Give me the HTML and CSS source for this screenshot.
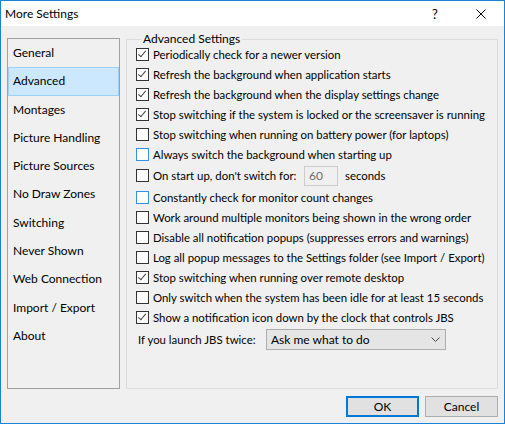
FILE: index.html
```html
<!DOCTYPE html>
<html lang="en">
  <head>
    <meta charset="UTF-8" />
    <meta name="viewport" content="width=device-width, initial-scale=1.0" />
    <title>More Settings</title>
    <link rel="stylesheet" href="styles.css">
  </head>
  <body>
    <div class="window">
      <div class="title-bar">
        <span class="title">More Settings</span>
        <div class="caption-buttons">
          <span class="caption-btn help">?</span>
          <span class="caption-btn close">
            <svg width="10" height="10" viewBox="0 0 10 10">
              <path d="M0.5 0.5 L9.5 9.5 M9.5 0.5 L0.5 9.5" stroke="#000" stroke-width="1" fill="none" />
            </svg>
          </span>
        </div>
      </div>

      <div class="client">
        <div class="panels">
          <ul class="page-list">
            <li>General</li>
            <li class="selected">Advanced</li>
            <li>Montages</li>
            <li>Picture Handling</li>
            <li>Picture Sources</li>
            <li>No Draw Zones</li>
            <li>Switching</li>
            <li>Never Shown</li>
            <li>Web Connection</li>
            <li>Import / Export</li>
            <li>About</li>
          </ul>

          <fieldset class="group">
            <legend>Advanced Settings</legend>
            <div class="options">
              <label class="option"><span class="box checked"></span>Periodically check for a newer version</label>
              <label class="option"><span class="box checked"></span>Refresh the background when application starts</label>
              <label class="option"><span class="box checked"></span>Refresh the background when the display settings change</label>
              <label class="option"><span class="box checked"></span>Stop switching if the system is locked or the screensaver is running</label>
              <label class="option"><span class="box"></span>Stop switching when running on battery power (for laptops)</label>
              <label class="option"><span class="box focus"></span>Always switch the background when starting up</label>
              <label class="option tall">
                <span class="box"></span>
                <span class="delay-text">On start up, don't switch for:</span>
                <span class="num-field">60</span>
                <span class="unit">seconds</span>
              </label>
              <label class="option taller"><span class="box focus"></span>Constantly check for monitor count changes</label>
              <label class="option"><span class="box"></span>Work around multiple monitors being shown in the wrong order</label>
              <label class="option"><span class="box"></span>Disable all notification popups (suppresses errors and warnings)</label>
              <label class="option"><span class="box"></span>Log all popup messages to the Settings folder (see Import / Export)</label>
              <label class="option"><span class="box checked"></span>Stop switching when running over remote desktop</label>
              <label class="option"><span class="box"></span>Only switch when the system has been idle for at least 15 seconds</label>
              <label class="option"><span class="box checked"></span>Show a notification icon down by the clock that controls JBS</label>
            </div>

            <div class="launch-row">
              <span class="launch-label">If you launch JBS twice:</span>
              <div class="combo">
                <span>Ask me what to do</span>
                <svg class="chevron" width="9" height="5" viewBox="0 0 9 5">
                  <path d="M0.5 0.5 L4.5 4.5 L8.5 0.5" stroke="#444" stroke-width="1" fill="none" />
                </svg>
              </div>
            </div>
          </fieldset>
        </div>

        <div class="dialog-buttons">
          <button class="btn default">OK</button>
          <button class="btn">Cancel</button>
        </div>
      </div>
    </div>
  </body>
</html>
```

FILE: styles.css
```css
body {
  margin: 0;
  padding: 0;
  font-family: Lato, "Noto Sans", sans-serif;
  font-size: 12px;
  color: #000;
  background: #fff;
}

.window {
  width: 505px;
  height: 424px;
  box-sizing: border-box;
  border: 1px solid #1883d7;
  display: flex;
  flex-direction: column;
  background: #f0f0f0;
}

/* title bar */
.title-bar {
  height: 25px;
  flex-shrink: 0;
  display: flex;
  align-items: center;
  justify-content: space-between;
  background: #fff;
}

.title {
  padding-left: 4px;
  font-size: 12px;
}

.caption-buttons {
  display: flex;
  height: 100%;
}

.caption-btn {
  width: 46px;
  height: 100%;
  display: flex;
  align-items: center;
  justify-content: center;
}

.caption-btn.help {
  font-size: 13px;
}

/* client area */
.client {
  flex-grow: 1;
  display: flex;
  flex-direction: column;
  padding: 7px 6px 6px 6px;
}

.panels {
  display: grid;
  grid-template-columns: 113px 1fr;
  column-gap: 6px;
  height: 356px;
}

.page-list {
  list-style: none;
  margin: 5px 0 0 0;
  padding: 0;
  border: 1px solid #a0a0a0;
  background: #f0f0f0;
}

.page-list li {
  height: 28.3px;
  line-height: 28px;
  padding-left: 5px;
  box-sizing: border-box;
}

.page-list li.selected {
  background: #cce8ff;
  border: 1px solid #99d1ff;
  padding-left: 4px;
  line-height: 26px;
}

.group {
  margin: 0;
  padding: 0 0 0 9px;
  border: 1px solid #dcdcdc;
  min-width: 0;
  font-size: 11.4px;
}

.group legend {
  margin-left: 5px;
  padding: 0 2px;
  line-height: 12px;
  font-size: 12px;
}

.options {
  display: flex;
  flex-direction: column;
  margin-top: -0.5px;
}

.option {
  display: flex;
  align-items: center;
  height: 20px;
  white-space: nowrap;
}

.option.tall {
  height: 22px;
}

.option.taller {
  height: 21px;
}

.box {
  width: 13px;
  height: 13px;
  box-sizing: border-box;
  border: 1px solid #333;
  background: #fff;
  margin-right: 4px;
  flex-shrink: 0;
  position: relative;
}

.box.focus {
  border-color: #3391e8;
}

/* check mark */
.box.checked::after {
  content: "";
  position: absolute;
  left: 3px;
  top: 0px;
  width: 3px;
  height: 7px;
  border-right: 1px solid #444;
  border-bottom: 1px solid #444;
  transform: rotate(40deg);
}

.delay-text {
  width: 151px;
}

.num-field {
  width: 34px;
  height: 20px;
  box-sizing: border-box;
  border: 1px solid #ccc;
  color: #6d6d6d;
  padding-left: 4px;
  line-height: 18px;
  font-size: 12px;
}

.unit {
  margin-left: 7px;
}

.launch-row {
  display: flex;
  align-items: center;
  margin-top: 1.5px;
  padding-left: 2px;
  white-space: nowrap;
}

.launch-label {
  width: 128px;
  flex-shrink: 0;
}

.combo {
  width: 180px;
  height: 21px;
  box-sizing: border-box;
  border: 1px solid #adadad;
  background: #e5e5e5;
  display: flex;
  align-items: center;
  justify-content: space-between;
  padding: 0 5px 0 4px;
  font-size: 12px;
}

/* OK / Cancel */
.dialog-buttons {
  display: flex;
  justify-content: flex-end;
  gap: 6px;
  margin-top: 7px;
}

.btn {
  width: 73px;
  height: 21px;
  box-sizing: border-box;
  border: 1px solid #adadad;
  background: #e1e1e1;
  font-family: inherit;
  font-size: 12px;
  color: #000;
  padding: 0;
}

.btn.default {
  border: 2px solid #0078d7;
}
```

--

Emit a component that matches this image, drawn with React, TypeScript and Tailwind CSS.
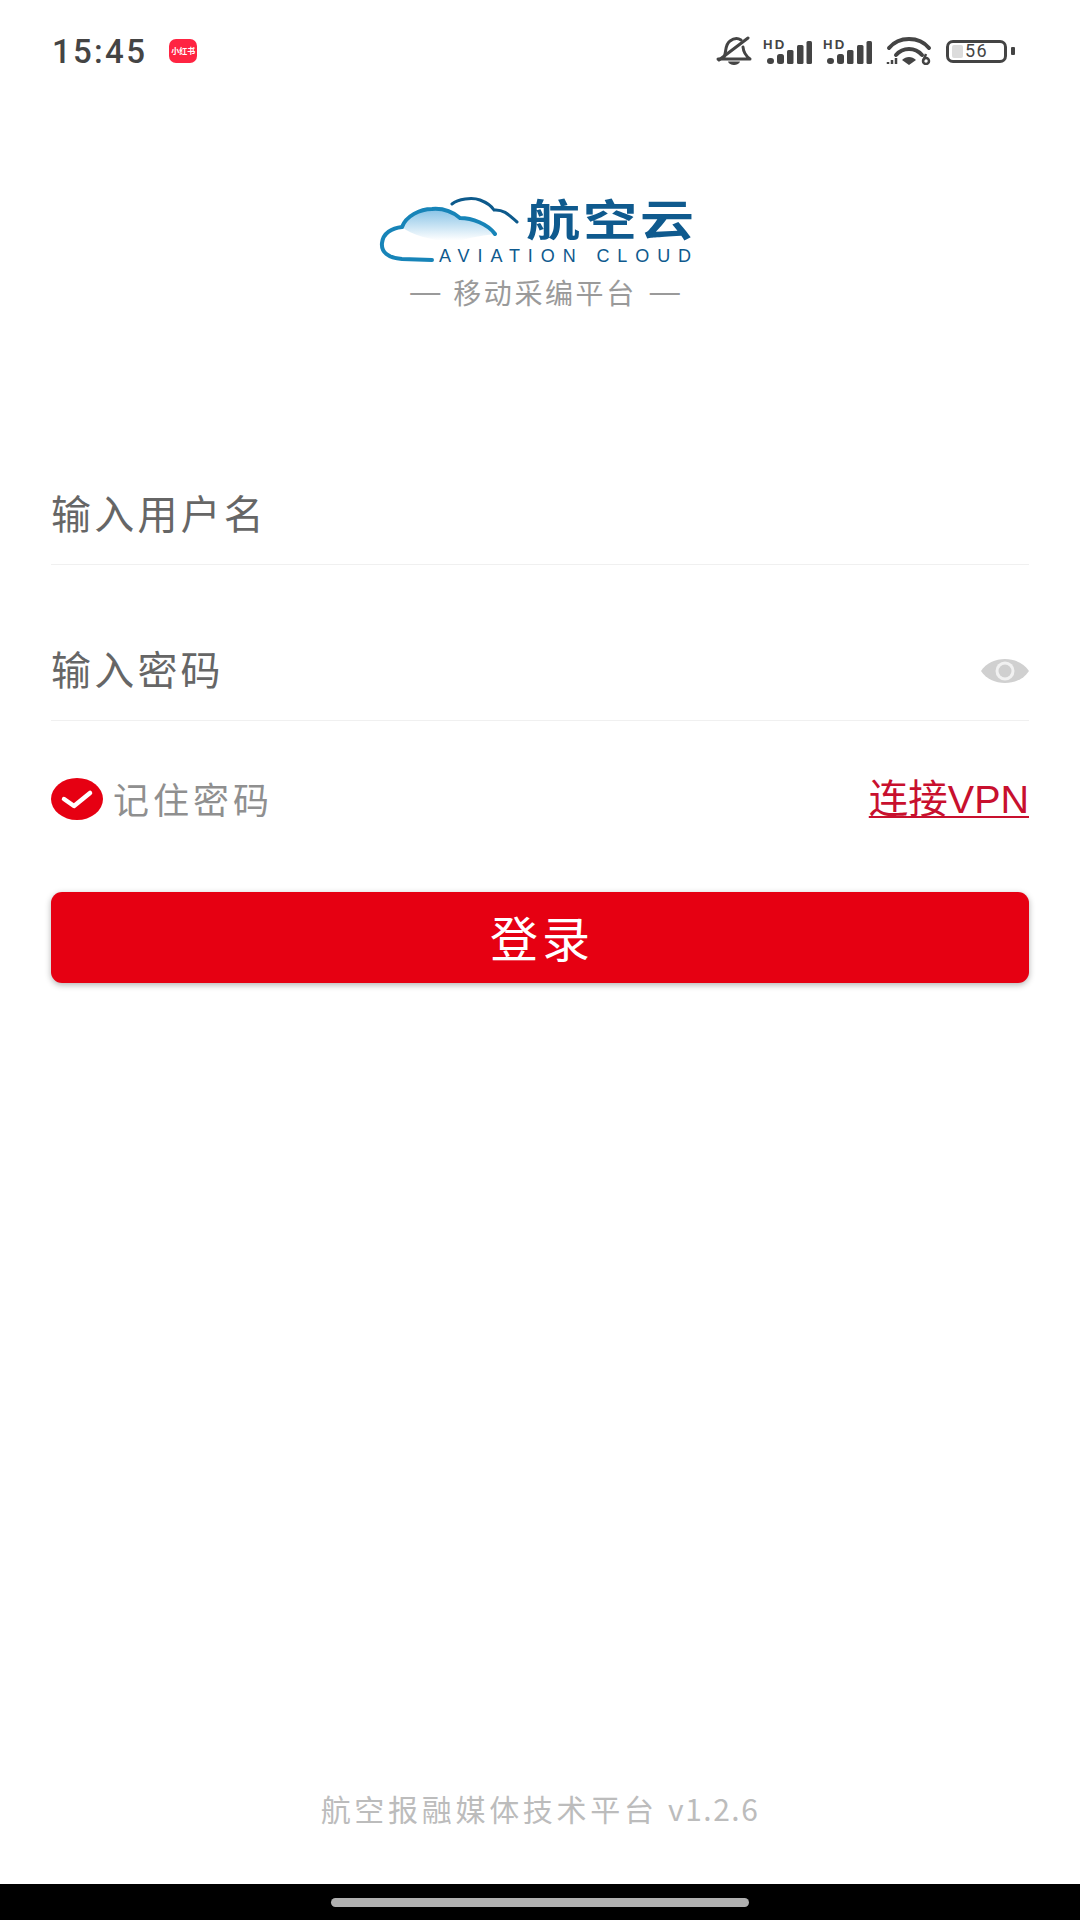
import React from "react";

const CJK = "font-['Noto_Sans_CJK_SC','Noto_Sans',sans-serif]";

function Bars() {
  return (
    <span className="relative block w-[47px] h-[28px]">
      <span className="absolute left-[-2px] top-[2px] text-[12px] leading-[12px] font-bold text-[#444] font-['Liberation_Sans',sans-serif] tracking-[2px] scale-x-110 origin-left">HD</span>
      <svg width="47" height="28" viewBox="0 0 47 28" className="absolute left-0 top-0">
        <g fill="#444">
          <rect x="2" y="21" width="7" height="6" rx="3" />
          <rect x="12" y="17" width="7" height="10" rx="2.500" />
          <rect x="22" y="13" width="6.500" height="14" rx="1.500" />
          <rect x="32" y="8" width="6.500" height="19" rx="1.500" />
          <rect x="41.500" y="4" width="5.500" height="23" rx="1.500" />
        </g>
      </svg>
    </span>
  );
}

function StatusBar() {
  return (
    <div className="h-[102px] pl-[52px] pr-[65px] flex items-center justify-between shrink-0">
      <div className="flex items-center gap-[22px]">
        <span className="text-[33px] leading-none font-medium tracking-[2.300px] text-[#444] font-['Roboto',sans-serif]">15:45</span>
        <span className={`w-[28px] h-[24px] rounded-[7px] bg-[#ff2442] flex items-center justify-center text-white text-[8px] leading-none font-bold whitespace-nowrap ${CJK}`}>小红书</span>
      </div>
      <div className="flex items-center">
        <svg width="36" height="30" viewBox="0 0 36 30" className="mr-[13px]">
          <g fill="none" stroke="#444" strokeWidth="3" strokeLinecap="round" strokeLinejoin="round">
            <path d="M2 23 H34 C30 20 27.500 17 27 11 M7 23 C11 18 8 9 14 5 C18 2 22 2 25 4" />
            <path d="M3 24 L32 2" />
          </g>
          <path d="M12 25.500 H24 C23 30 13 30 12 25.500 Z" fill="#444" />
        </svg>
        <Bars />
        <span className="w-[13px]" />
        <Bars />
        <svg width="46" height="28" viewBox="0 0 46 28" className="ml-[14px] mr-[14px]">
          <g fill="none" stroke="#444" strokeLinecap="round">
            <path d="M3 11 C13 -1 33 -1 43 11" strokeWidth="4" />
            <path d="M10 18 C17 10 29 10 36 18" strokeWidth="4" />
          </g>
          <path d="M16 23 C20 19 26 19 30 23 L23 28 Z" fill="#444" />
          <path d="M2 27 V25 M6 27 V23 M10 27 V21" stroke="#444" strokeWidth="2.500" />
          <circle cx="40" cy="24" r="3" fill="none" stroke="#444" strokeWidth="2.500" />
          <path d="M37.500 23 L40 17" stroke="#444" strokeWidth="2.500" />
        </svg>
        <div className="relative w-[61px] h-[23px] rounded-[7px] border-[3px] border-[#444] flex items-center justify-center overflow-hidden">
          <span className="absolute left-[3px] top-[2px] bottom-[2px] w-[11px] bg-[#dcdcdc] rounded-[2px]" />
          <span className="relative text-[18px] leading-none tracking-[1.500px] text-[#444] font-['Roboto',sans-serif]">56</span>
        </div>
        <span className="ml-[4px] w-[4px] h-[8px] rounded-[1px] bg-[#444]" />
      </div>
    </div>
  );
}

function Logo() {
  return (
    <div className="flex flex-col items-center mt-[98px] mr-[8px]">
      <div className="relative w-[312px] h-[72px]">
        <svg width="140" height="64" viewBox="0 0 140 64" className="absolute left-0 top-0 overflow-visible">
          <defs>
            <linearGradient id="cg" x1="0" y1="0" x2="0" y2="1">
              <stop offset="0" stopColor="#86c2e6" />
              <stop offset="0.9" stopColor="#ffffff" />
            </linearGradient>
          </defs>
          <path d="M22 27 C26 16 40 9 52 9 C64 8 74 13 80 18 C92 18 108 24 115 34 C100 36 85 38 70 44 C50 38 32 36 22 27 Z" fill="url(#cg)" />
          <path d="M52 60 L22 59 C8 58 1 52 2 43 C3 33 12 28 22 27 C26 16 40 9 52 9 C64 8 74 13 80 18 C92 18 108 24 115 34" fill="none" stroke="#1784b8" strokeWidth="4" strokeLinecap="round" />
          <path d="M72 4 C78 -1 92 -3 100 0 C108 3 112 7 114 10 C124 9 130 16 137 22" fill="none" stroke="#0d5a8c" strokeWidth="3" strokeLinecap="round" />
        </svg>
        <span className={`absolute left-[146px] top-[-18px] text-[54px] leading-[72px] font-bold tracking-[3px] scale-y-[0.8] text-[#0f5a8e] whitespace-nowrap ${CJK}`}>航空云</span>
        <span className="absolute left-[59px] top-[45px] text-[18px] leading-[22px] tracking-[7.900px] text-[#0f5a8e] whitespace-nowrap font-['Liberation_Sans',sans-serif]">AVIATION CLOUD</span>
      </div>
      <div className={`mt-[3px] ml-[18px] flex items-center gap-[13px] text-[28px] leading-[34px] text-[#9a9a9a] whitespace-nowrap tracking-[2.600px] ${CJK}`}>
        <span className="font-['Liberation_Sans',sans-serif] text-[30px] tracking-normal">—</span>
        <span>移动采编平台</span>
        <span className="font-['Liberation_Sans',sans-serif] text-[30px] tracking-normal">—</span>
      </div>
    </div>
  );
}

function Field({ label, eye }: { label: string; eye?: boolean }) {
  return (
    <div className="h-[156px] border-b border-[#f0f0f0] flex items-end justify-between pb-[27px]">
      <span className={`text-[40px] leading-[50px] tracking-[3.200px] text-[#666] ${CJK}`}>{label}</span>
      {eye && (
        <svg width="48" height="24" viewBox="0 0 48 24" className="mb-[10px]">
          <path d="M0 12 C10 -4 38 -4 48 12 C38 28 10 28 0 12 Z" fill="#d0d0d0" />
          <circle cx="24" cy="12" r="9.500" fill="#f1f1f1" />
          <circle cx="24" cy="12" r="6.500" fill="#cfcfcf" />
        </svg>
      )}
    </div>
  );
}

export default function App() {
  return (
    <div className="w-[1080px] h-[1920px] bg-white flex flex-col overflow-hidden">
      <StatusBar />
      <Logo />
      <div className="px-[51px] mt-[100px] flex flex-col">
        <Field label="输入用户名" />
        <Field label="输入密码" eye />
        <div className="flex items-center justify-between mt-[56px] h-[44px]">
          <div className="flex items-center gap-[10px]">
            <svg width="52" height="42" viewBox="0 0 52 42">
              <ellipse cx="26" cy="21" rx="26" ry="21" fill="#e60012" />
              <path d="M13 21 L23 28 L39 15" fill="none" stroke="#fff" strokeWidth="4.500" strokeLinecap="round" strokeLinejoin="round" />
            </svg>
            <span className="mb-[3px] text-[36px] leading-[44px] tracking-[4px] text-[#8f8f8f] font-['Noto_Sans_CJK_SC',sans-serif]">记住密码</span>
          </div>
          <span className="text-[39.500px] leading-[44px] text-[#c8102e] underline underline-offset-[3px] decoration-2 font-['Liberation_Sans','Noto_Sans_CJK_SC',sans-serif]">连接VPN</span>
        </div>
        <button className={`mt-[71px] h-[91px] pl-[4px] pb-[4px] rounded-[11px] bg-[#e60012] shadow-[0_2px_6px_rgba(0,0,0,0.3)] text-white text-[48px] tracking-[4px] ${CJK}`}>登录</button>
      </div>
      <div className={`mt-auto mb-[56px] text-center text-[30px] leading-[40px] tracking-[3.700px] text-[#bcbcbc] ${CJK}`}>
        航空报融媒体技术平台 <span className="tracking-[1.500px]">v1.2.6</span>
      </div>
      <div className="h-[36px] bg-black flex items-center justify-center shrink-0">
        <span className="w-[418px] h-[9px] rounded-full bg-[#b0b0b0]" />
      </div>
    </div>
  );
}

TO BE DONE: Pick out every line above that contains the word "this" and copy it.

EXERCISE RESPONSE:
Give me the HTML and CSS source for this screenshot.
Emit a component that matches this image, drawn with React, TypeScript and Tailwind CSS.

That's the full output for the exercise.